## [TASK TO COMPLETE]
Write out each line of the listing as it stands, without the images.

## [COLLECTED MATERIAL]
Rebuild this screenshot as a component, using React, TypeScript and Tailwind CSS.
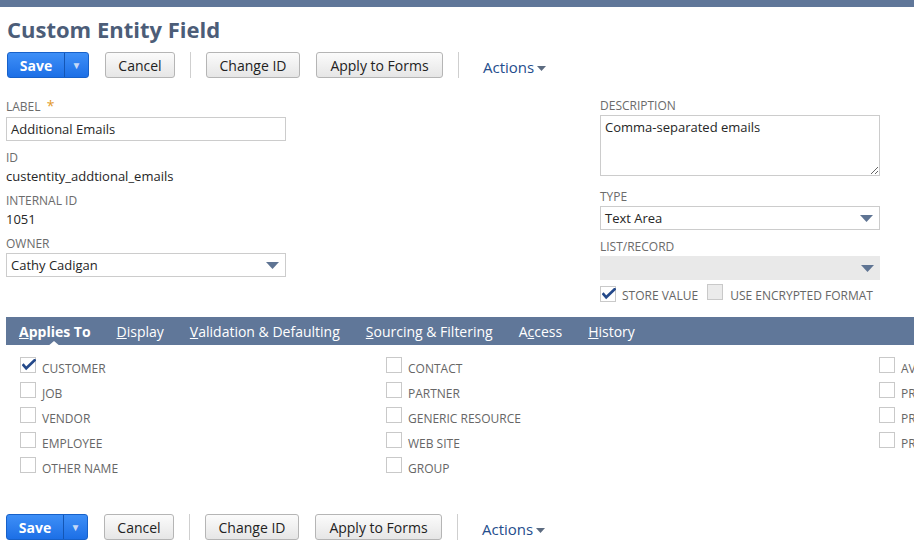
import React from "react";

const font = { fontFamily: '"Open Sans", "Liberation Sans", sans-serif' };

function Caret() {
  return (
    <svg width="13" height="7" viewBox="0 0 13 7" aria-hidden>
      <path d="M0 0h13L6.5 7z" fill="#5f7493" />
    </svg>
  );
}

function Check() {
  return (
    <svg width="14" height="12" viewBox="0 0 14 12" aria-hidden className="absolute left-[1px] top-[1px]">
      <path d="M1.5 6.2 4.2 9.3 12.6 1.2" fill="none" stroke="#24498a" strokeWidth="2.6" strokeLinecap="square" />
    </svg>
  );
}

function Box({ checked, disabled }: { checked?: boolean; disabled?: boolean }) {
  return (
    <span
      className={
        "relative inline-block h-[16px] w-[16px] shrink-0 border border-[#c9c9c9] " +
        (disabled ? "bg-[#ebebeb]" : "bg-white")
      }
    >
      {checked && <Check />}
    </span>
  );
}

function GrayBtn({ label, w }: { label: string; w: string }) {
  return (
    <button
      type="button"
      className={`h-[26px] ${w} rounded-[3px] border border-[#b5b5b5] bg-gradient-to-b from-[#fbfbfb] to-[#e6e6e6] text-[14px] font-normal text-[#222]`}
    >
      {label}
    </button>
  );
}

function ButtonBar() {
  return (
    <div className="flex h-[26px] items-center">
      <div className="flex h-[26px] w-[82px] overflow-hidden rounded-[3px] border border-[#1761c9] bg-gradient-to-b from-[#3e8ff7] to-[#1c6fe6]">
        <span className="flex w-[56px] items-center justify-center text-[14px] font-bold text-white">Save</span>
        <span className="flex flex-1 items-center justify-center border-l border-[#1456b4] text-[10px] text-[#c5d9f7]">
          ▼
        </span>
      </div>
      <div className="ml-[16px]">
        <GrayBtn label="Cancel" w="w-[70px]" />
      </div>
      <span className="mx-[15px] h-[26px] w-px bg-[#cfcfcf]" />
      <GrayBtn label="Change ID" w="w-[94px]" />
      <div className="ml-[16px]">
        <GrayBtn label="Apply to Forms" w="w-[127px]" />
      </div>
      <span className="ml-[15px] h-[26px] w-px bg-[#cfcfcf]" />
      <span className="ml-[24px] mt-[5px] flex items-center gap-[3px] text-[15px] text-[#244d8c]">
        Actions
        <svg width="9" height="5" viewBox="0 0 9 5" aria-hidden className="mt-[2px]">
          <path d="M0 0h9L4.5 5z" fill="#5c6b80" />
        </svg>
      </span>
    </div>
  );
}

function Label({ children }: { children: React.ReactNode }) {
  return <div className="h-4 text-[12px] uppercase leading-4 text-[#6b6b6b]">{children}</div>;
}

function Select({ value, disabled }: { value?: string; disabled?: boolean }) {
  return (
    <div
      className={
        "flex h-[24px] items-center justify-between pl-[4px] pr-[6px] text-[13px] text-[#262626] " +
        (disabled ? "bg-[#e9e9e9]" : "border border-[#cccccc] bg-white")
      }
    >
      <span className="mt-[2px]">{value}</span>
      <Caret />
    </div>
  );
}

function Item({ label, checked }: { label: string; checked?: boolean }) {
  return (
    <div className="flex h-[25px] items-start gap-[6px] whitespace-nowrap">
      <Box checked={checked} />
      <span className="mt-[4px] text-[12px] uppercase leading-4 text-[#666]">{label}</span>
    </div>
  );
}

const tabs = [
  { first: "A", rest: "pplies To", bold: true },
  { first: "D", rest: "isplay" },
  { first: "V", rest: "alidation & Defaulting" },
  { first: "S", rest: "ourcing & Filtering" },
  { first: "A", rest: "ccess", under: 1 },
  { first: "H", rest: "istory" },
];

export default function App() {
  return (
    <div className="h-[554px] w-[914px] overflow-hidden bg-white" style={font}>
      <div className="h-[7px] bg-[#607799]" />
      <div className="pl-[7px]">
        <h1 className="mt-[8px] text-[22px] font-bold leading-[28px] text-[#4c5d78]">Custom Entity Field</h1>
        <div className="mt-[9px]">
          <ButtonBar />
        </div>
      </div>

      <div className="mt-[20px] flex pl-[6px]">
        <div className="w-[280px] shrink-0">
          <Label>
            Label <span className="ml-[3px] text-[14px] text-[#e39a2a]">*</span>
          </Label>
          <div className="mt-[3px] flex h-[24px] items-center border border-[#cccccc] pl-[4px] pt-[2px] text-[13px] text-[#262626]">
            Additional Emails
          </div>
          <div className="mt-[9px]">
            <Label>ID</Label>
          </div>
          <div className="mt-[1px] text-[13px] leading-[18px] text-[#262626]">custentity_addtional_emails</div>
          <div className="mt-[8px]">
            <Label>Internal ID</Label>
          </div>
          <div className="mt-[1px] text-[13px] leading-[18px] text-[#262626]">1051</div>
          <div className="mt-[8px]">
            <Label>Owner</Label>
          </div>
          <div className="mt-[1px]">
            <Select value="Cathy Cadigan" />
          </div>
        </div>

        <div className="ml-[314px] w-[280px] shrink-0">
          <Label>Description</Label>
          <textarea
            readOnly
            defaultValue="Comma-separated emails"
            className="mt-[1px] block h-[61px] w-[280px] border border-[#cccccc] px-[4px] py-[2px] text-[13px] leading-[18px] text-[#262626] outline-none"
          />
          <div className="mt-[13px]">
            <Label>Type</Label>
          </div>
          <div className="mt-[1px]">
            <Select value="Text Area" />
          </div>
          <div className="mt-[9px]">
            <Label>List/Record</Label>
          </div>
          <div className="mt-[1px]">
            <Select disabled />
          </div>
          <div className="mt-[6px] flex h-4 items-center whitespace-nowrap">
            <Box checked />
            <span className="ml-[6px] mt-[3px] text-[12px] uppercase text-[#666]">Store Value</span>
            <span className="ml-[9px]">
              <Box disabled />
            </span>
            <span className="ml-[7px] mt-[3px] text-[12px] uppercase text-[#666]">Use Encrypted Format</span>
          </div>
        </div>
      </div>

      <div className="ml-[6px] mt-[15px] flex h-[28px] items-center gap-[26px] bg-[#607799] pl-[13px] text-[14px] text-white">
        {tabs.map((t, i) => (
          <span key={i} className={"relative whitespace-nowrap " + (t.bold ? "font-bold" : "")}>
            {t.under ? (
              <>
                {t.first}
                <span className="underline">{t.rest[0]}</span>
                {t.rest.slice(1)}
              </>
            ) : (
              <>
                <span className="underline">{t.first}</span>
                {t.rest}
              </>
            )}
            {t.bold && (
              <span className="absolute left-[28px] top-[20px] h-0 w-0 border-x-[7px] border-b-[6px] border-x-transparent border-b-white" />
            )}
          </span>
        ))}
      </div>

      <div className="mt-[12px] flex pl-[20px]">
        <div className="w-[366px] shrink-0">
          <Item label="Customer" checked />
          <Item label="Job" />
          <Item label="Vendor" />
          <Item label="Employee" />
          <Item label="Other Name" />
        </div>
        <div className="w-[493px] shrink-0">
          <Item label="Contact" />
          <Item label="Partner" />
          <Item label="Generic Resource" />
          <Item label="Web Site" />
          <Item label="Group" />
        </div>
        <div className="w-[200px] shrink-0">
          <Item label="Available Offline" />
          <Item label="Project" />
          <Item label="Project Template" />
          <Item label="Prospect" />
        </div>
      </div>

      <div className="mt-[32px] pl-[6px]">
        <ButtonBar />
      </div>
    </div>
  );
}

## [FINAL RESULT]
Rebuild this screenshot as a component, using React, TypeScript and Tailwind CSS.
import React from "react";

const font = { fontFamily: '"Open Sans", "Liberation Sans", sans-serif' };

function Caret() {
  return (
    <svg width="13" height="7" viewBox="0 0 13 7" aria-hidden>
      <path d="M0 0h13L6.5 7z" fill="#5f7493" />
    </svg>
  );
}

function Check() {
  return (
    <svg width="14" height="12" viewBox="0 0 14 12" aria-hidden className="absolute left-[1px] top-[1px]">
      <path d="M1.5 6.2 4.2 9.3 12.6 1.2" fill="none" stroke="#24498a" strokeWidth="2.6" strokeLinecap="square" />
    </svg>
  );
}

function Box({ checked, disabled }: { checked?: boolean; disabled?: boolean }) {
  return (
    <span
      className={
        "relative inline-block h-[16px] w-[16px] shrink-0 border border-[#c9c9c9] " +
        (disabled ? "bg-[#ebebeb]" : "bg-white")
      }
    >
      {checked && <Check />}
    </span>
  );
}

function GrayBtn({ label, w }: { label: string; w: string }) {
  return (
    <button
      type="button"
      className={`h-[26px] ${w} rounded-[3px] border border-[#b5b5b5] bg-gradient-to-b from-[#fbfbfb] to-[#e6e6e6] text-[14px] font-normal text-[#222]`}
    >
      {label}
    </button>
  );
}

function ButtonBar() {
  return (
    <div className="flex h-[26px] items-center">
      <div className="flex h-[26px] w-[82px] overflow-hidden rounded-[3px] border border-[#1761c9] bg-gradient-to-b from-[#3e8ff7] to-[#1c6fe6]">
        <span className="flex w-[56px] items-center justify-center text-[14px] font-bold text-white">Save</span>
        <span className="flex flex-1 items-center justify-center border-l border-[#1456b4] text-[10px] text-[#c5d9f7]">
          ▼
        </span>
      </div>
      <div className="ml-[16px]">
        <GrayBtn label="Cancel" w="w-[70px]" />
      </div>
      <span className="mx-[15px] h-[26px] w-px bg-[#cfcfcf]" />
      <GrayBtn label="Change ID" w="w-[94px]" />
      <div className="ml-[16px]">
        <GrayBtn label="Apply to Forms" w="w-[127px]" />
      </div>
      <span className="ml-[15px] h-[26px] w-px bg-[#cfcfcf]" />
      <span className="ml-[24px] mt-[5px] flex items-center gap-[3px] text-[15px] text-[#244d8c]">
        Actions
        <svg width="9" height="5" viewBox="0 0 9 5" aria-hidden className="mt-[2px]">
          <path d="M0 0h9L4.5 5z" fill="#5c6b80" />
        </svg>
      </span>
    </div>
  );
}

function Label({ children }: { children: React.ReactNode }) {
  return <div className="h-4 text-[12px] uppercase leading-4 text-[#6b6b6b]">{children}</div>;
}

function Select({ value, disabled }: { value?: string; disabled?: boolean }) {
  return (
    <div
      className={
        "flex h-[24px] items-center justify-between pl-[4px] pr-[6px] text-[13px] text-[#262626] " +
        (disabled ? "bg-[#e9e9e9]" : "border border-[#cccccc] bg-white")
      }
    >
      <span className="mt-[2px]">{value}</span>
      <Caret />
    </div>
  );
}

function Item({ label, checked }: { label: string; checked?: boolean }) {
  return (
    <div className="flex h-[25px] items-start gap-[6px] whitespace-nowrap">
      <Box checked={checked} />
      <span className="mt-[4px] text-[12px] uppercase leading-4 text-[#666]">{label}</span>
    </div>
  );
}

const tabs = [
  { first: "A", rest: "pplies To", bold: true },
  { first: "D", rest: "isplay" },
  { first: "V", rest: "alidation & Defaulting" },
  { first: "S", rest: "ourcing & Filtering" },
  { first: "A", rest: "ccess", under: 1 },
  { first: "H", rest: "istory" },
];

export default function App() {
  return (
    <div className="h-[554px] w-[914px] overflow-hidden bg-white" style={font}>
      <div className="h-[7px] bg-[#607799]" />
      <div className="pl-[7px]">
        <h1 className="mt-[8px] text-[22px] font-bold leading-[28px] text-[#4c5d78]">Custom Entity Field</h1>
        <div className="mt-[9px]">
          <ButtonBar />
        </div>
      </div>

      <div className="mt-[20px] flex pl-[6px]">
        <div className="w-[280px] shrink-0">
          <Label>
            Label <span className="ml-[3px] text-[14px] text-[#e39a2a]">*</span>
          </Label>
          <div className="mt-[3px] flex h-[24px] items-center border border-[#cccccc] pl-[4px] pt-[2px] text-[13px] text-[#262626]">
            Additional Emails
          </div>
          <div className="mt-[9px]">
            <Label>ID</Label>
          </div>
          <div className="mt-[1px] text-[13px] leading-[18px] text-[#262626]">custentity_addtional_emails</div>
          <div className="mt-[8px]">
            <Label>Internal ID</Label>
          </div>
          <div className="mt-[1px] text-[13px] leading-[18px] text-[#262626]">1051</div>
          <div className="mt-[8px]">
            <Label>Owner</Label>
          </div>
          <div className="mt-[1px]">
            <Select value="Cathy Cadigan" />
          </div>
        </div>

        <div className="ml-[314px] w-[280px] shrink-0">
          <Label>Description</Label>
          <textarea
            readOnly
            defaultValue="Comma-separated emails"
            className="mt-[1px] block h-[61px] w-[280px] border border-[#cccccc] px-[4px] py-[2px] text-[13px] leading-[18px] text-[#262626] outline-none"
          />
          <div className="mt-[13px]">
            <Label>Type</Label>
          </div>
          <div className="mt-[1px]">
            <Select value="Text Area" />
          </div>
          <div className="mt-[9px]">
            <Label>List/Record</Label>
          </div>
          <div className="mt-[1px]">
            <Select disabled />
          </div>
          <div className="mt-[6px] flex h-4 items-center whitespace-nowrap">
            <Box checked />
            <span className="ml-[6px] mt-[3px] text-[12px] uppercase text-[#666]">Store Value</span>
            <span className="ml-[9px]">
              <Box disabled />
            </span>
            <span className="ml-[7px] mt-[3px] text-[12px] uppercase text-[#666]">Use Encrypted Format</span>
          </div>
        </div>
      </div>

      <div className="ml-[6px] mt-[15px] flex h-[28px] items-center gap-[26px] bg-[#607799] pl-[13px] text-[14px] text-white">
        {tabs.map((t, i) => (
          <span key={i} className={"relative whitespace-nowrap " + (t.bold ? "font-bold" : "")}>
            {t.under ? (
              <>
                {t.first}
                <span className="underline">{t.rest[0]}</span>
                {t.rest.slice(1)}
              </>
            ) : (
              <>
                <span className="underline">{t.first}</span>
                {t.rest}
              </>
            )}
            {t.bold && (
              <span className="absolute left-[28px] top-[20px] h-0 w-0 border-x-[7px] border-b-[6px] border-x-transparent border-b-white" />
            )}
          </span>
        ))}
      </div>

      <div className="mt-[12px] flex pl-[20px]">
        <div className="w-[366px] shrink-0">
          <Item label="Customer" checked />
          <Item label="Job" />
          <Item label="Vendor" />
          <Item label="Employee" />
          <Item label="Other Name" />
        </div>
        <div className="w-[493px] shrink-0">
          <Item label="Contact" />
          <Item label="Partner" />
          <Item label="Generic Resource" />
          <Item label="Web Site" />
          <Item label="Group" />
        </div>
        <div className="w-[200px] shrink-0">
          <Item label="Available Offline" />
          <Item label="Project" />
          <Item label="Project Template" />
          <Item label="Prospect" />
        </div>
      </div>

      <div className="mt-[32px] pl-[6px]">
        <ButtonBar />
      </div>
    </div>
  );
}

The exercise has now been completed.